*Dataset*.
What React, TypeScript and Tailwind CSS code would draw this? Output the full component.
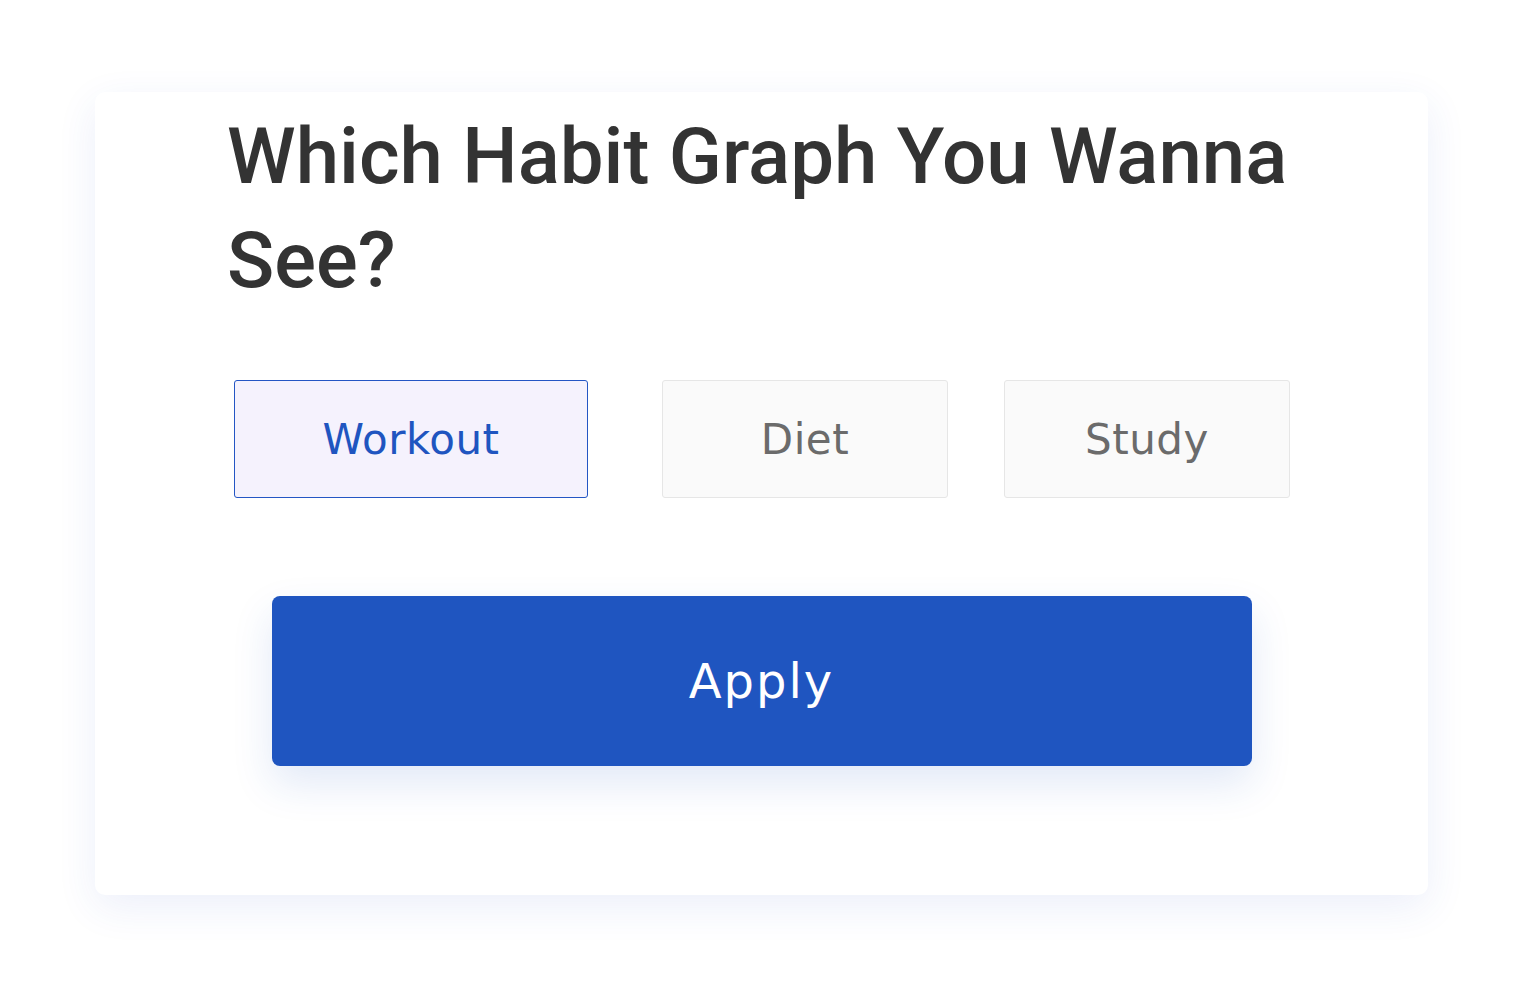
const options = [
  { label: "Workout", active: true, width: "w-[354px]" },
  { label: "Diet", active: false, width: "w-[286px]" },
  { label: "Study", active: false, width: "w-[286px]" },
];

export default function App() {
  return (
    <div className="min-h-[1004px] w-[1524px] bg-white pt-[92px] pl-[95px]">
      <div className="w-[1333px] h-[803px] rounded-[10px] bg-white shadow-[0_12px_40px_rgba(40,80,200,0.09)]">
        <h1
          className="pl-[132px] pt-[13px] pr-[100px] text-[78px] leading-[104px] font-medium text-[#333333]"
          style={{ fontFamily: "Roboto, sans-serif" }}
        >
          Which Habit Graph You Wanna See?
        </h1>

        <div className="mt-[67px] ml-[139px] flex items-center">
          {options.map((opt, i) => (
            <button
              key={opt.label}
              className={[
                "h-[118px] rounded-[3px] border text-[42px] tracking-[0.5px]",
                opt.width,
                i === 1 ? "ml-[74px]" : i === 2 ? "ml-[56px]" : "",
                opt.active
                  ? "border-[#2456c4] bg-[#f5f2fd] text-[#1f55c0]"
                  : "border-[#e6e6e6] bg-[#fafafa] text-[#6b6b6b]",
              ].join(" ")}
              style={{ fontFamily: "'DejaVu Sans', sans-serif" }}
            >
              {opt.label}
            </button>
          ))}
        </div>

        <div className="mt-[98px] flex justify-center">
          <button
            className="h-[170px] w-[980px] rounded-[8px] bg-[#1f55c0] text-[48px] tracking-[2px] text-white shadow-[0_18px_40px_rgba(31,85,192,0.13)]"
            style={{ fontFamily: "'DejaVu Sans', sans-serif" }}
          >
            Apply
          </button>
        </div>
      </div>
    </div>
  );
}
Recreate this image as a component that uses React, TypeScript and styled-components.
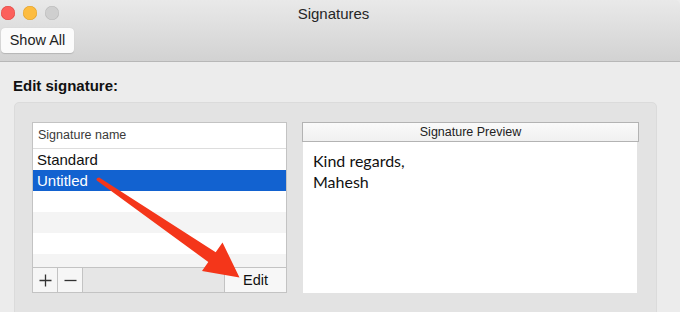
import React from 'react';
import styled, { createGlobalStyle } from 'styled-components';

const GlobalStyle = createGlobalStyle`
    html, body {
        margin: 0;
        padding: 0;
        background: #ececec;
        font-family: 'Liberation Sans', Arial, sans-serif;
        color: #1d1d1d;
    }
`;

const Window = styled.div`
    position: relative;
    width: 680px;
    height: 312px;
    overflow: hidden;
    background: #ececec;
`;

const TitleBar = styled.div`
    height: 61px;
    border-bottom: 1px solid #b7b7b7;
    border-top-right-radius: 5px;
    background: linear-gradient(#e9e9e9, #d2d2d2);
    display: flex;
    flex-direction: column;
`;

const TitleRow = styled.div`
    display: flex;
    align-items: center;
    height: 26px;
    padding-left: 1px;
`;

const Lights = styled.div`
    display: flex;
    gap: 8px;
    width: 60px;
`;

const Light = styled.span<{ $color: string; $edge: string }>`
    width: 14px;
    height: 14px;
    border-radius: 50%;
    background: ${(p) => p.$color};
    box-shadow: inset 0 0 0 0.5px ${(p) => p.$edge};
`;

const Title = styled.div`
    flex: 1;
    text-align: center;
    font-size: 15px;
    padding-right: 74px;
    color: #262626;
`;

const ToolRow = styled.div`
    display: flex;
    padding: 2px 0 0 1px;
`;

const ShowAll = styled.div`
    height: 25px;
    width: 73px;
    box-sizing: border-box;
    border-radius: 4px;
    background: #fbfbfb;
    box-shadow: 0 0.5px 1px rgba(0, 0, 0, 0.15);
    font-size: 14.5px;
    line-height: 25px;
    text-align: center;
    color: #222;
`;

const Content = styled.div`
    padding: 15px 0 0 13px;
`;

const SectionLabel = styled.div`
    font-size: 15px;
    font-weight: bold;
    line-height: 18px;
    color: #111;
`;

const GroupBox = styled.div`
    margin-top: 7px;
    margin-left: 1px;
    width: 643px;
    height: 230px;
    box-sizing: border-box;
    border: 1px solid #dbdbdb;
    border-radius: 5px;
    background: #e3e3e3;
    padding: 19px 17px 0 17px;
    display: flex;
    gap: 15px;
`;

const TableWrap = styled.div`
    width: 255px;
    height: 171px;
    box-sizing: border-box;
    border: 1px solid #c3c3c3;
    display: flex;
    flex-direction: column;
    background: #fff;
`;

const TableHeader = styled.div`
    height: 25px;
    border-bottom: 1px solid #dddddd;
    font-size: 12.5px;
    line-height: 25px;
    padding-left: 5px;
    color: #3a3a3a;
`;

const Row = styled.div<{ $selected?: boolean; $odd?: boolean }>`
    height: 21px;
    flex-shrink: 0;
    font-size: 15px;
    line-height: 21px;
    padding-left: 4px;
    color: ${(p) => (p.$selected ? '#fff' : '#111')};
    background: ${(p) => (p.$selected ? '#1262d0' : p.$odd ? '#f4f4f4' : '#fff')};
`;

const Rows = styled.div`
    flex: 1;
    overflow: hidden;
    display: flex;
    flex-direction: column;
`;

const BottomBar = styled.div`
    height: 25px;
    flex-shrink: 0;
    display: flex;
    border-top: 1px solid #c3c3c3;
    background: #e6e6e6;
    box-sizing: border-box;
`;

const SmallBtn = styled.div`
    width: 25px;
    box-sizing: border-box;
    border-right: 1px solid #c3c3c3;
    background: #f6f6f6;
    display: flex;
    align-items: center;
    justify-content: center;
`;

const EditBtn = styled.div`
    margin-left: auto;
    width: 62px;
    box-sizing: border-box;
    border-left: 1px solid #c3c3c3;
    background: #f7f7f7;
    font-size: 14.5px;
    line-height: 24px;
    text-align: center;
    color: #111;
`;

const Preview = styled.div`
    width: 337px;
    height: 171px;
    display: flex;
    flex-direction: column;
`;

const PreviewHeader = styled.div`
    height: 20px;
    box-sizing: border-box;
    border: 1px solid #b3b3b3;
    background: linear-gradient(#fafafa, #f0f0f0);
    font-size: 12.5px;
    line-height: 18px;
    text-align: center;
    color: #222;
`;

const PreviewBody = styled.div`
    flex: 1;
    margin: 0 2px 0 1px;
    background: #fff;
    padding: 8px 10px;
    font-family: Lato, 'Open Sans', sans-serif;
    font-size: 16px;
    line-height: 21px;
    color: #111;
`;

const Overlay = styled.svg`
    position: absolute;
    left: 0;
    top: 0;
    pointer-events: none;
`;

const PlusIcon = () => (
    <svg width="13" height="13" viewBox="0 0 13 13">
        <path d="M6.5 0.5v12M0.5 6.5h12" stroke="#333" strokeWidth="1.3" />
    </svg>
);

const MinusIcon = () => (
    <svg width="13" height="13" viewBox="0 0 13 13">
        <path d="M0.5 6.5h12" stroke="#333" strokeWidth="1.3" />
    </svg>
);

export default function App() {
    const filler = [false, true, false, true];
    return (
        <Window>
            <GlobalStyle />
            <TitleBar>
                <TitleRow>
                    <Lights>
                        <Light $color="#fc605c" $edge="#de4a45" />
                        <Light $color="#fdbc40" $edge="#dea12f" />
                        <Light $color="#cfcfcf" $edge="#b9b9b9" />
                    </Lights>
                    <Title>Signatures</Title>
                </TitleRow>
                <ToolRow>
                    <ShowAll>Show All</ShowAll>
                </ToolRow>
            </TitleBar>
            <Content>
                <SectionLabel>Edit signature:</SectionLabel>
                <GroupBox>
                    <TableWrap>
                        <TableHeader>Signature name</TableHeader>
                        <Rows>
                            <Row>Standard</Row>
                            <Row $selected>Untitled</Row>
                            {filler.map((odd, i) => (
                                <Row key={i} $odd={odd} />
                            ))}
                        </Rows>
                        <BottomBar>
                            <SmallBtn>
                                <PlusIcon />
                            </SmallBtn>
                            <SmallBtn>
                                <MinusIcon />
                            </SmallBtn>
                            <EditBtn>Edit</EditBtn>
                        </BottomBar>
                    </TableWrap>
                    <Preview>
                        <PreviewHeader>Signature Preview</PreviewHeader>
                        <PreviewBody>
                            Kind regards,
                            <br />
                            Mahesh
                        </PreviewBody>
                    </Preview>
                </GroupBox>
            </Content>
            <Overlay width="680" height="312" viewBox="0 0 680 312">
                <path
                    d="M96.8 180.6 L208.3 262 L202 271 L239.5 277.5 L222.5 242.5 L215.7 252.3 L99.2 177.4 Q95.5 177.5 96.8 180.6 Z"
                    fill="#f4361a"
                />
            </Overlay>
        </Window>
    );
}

*Short task*. Copy each line of the listing that includes "React".

*Right answer*.
What React, TypeScript and Tailwind CSS code would draw this? Output the full component.
Recreate this image as a component that uses React, TypeScript and styled-components.
import React from 'react';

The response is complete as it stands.